Review: ‘A Heartbreaking Work of Staggering Genius’ by Dave Eggers

I read A Heartbreaking Work of Staggering Genius for the first time in 1999, and it went a little something like this: Pop rocks. Coke. Shake. Brain.

Dave Eggers’ memoir-with-benefits was this thing that totally changed my understanding of what a good book could be. So influenced was I, that it necessitated instigating a Top 5 Favorite Books list, where just having A Favorite Book, or Two Books Tied for Favorite Book, would no longer do. If I recall correctly, I ushered in Y2K with this as my answer to a question no one would ever ask me: 1. The Sun Also Rises (Hem); 2. The Great Gatsby (Fitzy); 3. A Heartbreaking Work of Staggering Genius (Eggers); 4. The Awakening (Chopin); and 5. The Edible Woman (Atwood).

In the past decade, I’ve never really monkeyed with that list. I could probably still defend my picks in front of a jury of my peers, although I can’t say I’d make the same list right now. But I wouldn’t make a list right now because I’ve probably read like 600-plus books since I was 24, and to sort them would be akin to having a freshly sharpened axe driven into my skull by the Strongest Human Being in All of the Land.

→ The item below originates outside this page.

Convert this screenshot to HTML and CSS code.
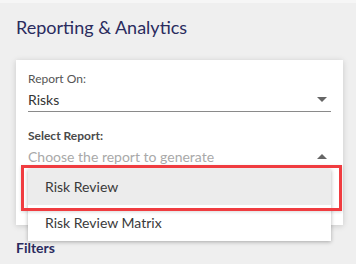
FILE: index.html
```html
<!DOCTYPE html>
<html>
<head>
<meta charset="utf-8">
<link rel="stylesheet" href="styles.css">
</head>
<body>
<div class="page">
  <h1 class="title">Reporting &amp; Analytics</h1>
  <div class="card">
    <div class="field">
      <div class="label">Report On:</div>
      <div class="select">
        <span class="value">Risks</span>
        <span class="caret down"></span>
      </div>
    </div>
    <div class="field open">
      <div class="label strong">Select Report:</div>
      <div class="select noline">
        <span class="placeholder">Choose the report to generate</span>
        <span class="caret up"></span>
      </div>
      <div class="menu">
        <div class="item active">Risk Review</div>
        <div class="item">Risk Review Matrix</div>
      </div>
      <div class="highlight"></div>
    </div>
  </div>
  <h2 class="filters">Filters</h2>
</div>
</body>
</html>
```
FILE: styles.css
```css
html, body {
  margin: 0;
  padding: 0;
  background: #efefef;
  font-family: Lato, "Noto Sans", sans-serif;
  overflow: hidden;
}
.page {
  height: 264px;
  padding: 12px 13px 0 16px;
  border-top: 3px solid #f6f6f6;
  box-sizing: border-box;
}
.title {
  margin: 0;
  font-size: 18px;
  font-weight: 400;
  color: #2a2b5e;
  line-height: 24px;
}
.card {
  margin-top: 21px;
  background: #fff;
  box-shadow: 0 1px 6px rgba(0,0,0,0.16);
  padding: 11px 12px 0 12px;
  height: 165px;
  box-sizing: border-box;
}
.field {
  position: relative;
}
.label {
  font-size: 12px;
  line-height: 16px;
  color: #555;
}
.label.strong {
  color: #4a4a4a;
  font-weight: 700;
}
.select {
  display: flex;
  align-items: center;
  justify-content: space-between;
  height: 24px;
  border-bottom: 1px solid #8a8a8a;
  font-size: 14px;
  color: #333;
}
.select.noline {
  border-bottom: none;
}
.field + .field {
  margin-top: 16px;
}
.placeholder {
  color: #a9a9a9;
}
.caret {
  width: 0;
  height: 0;
  border-left: 5px solid transparent;
  border-right: 5px solid transparent;
  margin-right: 4px;
}
.caret.down {
  border-top: 5px solid #666;
}
.caret.up {
  border-bottom: 5px solid #666;
}
.menu {
  position: absolute;
  left: 0;
  right: 0;
  top: 41px;
  background: #fff;
  box-shadow: 0 1px 4px rgba(0,0,0,0.3);
  padding: 0;
}
.item {
  height: 36px;
  line-height: 36px;
  padding-left: 17px;
  font-size: 14px;
  color: #3a3a3a;
}
.item.active {
  background: #ececec;
}
.highlight {
  position: absolute;
  left: -7px;
  right: -11px;
  top: 37px;
  height: 46px;
  border: 3px solid #f03c40;
  box-sizing: border-box;
  box-shadow: 0 1px 3px rgba(0,0,0,0.15);
}
.filters {
  margin: 13px 0 0 0;
  font-size: 14px;
  font-weight: 700;
  color: #2a2b5e;
  line-height: 20px;
}
```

Every other book on that list had been subject to a re-read, and in some cases re-(to the nth power)read. But I dared not touch the Eggers again. Until now. My boyfriend listened to it recently, was chuckling over some Eggers family hilarity, then picked me up a copy from the library.

I expected this to be spiritual. Like eight hours alone in the attic of your youth, flipping pages of a yearbook and trying on the old letter jacket. If the song “Mambo No. 5″ still smells like August on a highway cutting through Durango, Colorado to me, imagine the power of the words from one of my favorite books in conjuring up some residual 20-something bullshit.

Yeah. Nada.

The reading public’s introduction to the future Mr. McSweeney’s was this: The story about how Eggers parents both died of cancer within a few months of each other when he was in his early 20s, leaving behind an elementary school-aged blank slate for Eggers, etc. to raise. Dave and young Toph Eggers make a dynamic duo, technically a father-ish kinda-son relationship, that leans more big brother buddy and little dude.

Eggers runs a tight ship: No one swears around Toph. But they also consider the slide-ability of the hard-wood floors when rating an apartment. There is wrestling. There is Frisbee. There are massive freak outs when Toph has his first non-Eggers babysitter, or isn’t at the right door when Dave picks him up after a bar mitzvah. There are tender hair tousles, and cute insults. And the whole thing makes you wish that you had a supercool older brother who had taken you into his tutelage and taught you how to be hilarious. Or that you had your own blank slate to teach the trick involving the 360 degree spin before catching the disc.

In the meantime, it’s about being a 20-something in the 1990s and having friends, ideas, dreams, world domination fantasies, and connections to Adam Rich of “Eight is Enough.” Not to mention the fun cult ref drops like Vince Vaughn (Eggers went to high school with him), Puck and Judd from “The Real World: San Francisco” (Eggers was a finalist for a part as one of the seven strangers who would learn what it’s like when people stop being polite … and start being real).

Reading this book 10 years later is like reading one of those letters you write to yourself when you are a senior in high school. “Dear Christa … By now you have probably written a trilogy of bestsellers that not only have a strong mainstream presence, but are also critically acclaimed by book snobs everywhere.”

Except this is Eggers’ measuring stick. “By now you will do exactly what you wanted to do … create a website that appeals to literary sorts, publish a handful of novels, and have a sort of celebrity that is uncommon to people who work with words.” And now Toph is in his mid-20s, and highly Google-able for his own projects. Instead of a book about big plans, it is his to-do list, and he has done a remarkable job of emptying it.

It’s like his journal of non-embarrassing things. Which is a far better thing than if this book had sent me sailing back to 1999, which would have been a headache teeming with embarrassing things.

This review originally ran on Minnesota Reads on October 21, 2010.